Saved data entries:
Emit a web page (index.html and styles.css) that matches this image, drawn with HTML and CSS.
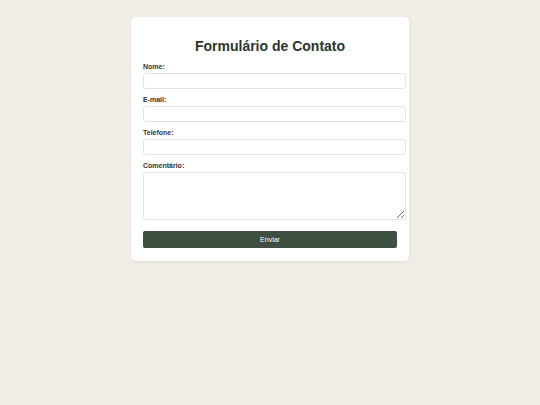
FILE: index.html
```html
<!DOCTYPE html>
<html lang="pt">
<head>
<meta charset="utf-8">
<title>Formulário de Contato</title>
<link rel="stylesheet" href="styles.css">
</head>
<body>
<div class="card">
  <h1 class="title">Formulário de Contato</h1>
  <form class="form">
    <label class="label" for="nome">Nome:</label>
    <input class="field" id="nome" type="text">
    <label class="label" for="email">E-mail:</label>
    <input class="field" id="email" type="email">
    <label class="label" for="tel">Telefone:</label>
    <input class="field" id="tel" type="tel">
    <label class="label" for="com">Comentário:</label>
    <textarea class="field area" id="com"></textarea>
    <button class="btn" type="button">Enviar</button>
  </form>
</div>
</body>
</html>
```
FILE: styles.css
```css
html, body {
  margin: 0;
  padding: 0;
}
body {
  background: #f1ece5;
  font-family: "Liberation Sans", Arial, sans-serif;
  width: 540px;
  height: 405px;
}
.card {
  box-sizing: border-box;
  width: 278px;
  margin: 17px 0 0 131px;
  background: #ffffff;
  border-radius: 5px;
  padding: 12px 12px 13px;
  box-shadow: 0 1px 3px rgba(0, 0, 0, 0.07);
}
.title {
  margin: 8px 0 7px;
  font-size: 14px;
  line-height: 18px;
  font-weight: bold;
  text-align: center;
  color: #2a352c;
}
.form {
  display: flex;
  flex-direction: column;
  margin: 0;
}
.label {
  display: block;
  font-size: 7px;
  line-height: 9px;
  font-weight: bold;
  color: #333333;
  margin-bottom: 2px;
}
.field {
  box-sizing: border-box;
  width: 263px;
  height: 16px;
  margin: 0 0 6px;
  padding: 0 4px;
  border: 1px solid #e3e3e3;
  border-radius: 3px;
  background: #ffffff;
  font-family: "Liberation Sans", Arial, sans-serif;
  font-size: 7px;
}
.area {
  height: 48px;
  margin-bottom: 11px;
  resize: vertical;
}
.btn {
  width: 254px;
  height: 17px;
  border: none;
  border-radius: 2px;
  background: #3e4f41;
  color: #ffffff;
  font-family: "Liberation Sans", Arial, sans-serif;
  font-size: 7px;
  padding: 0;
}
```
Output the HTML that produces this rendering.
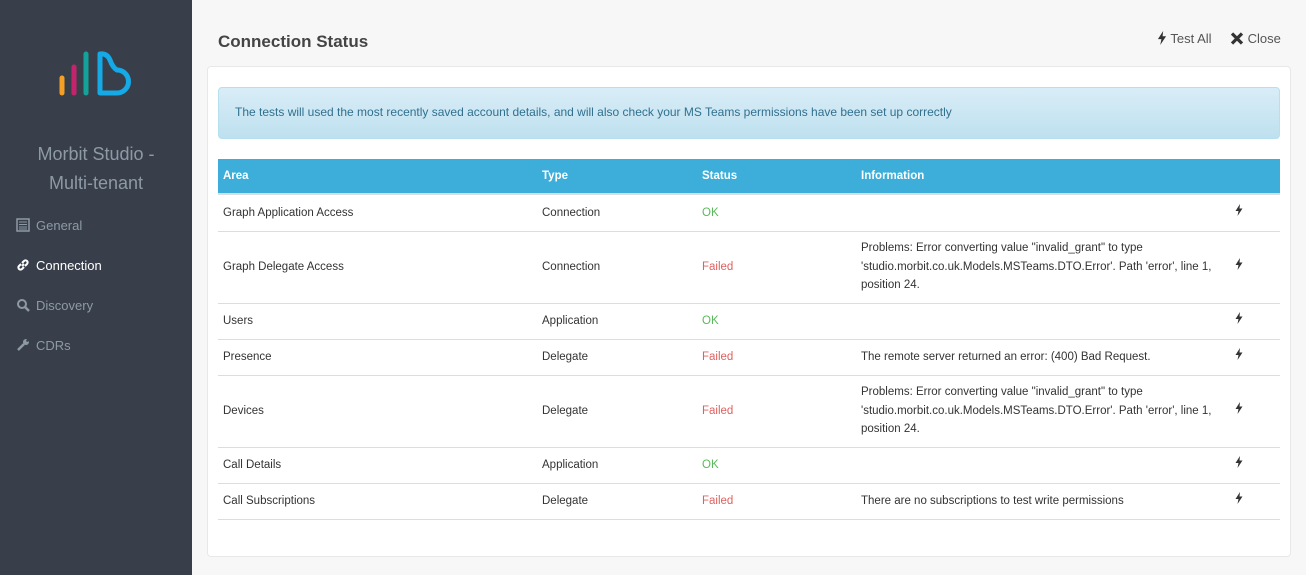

◆ Goal
Tally up the lines of the listing containing the word "index". Give only the total.

◆ Response to the task
2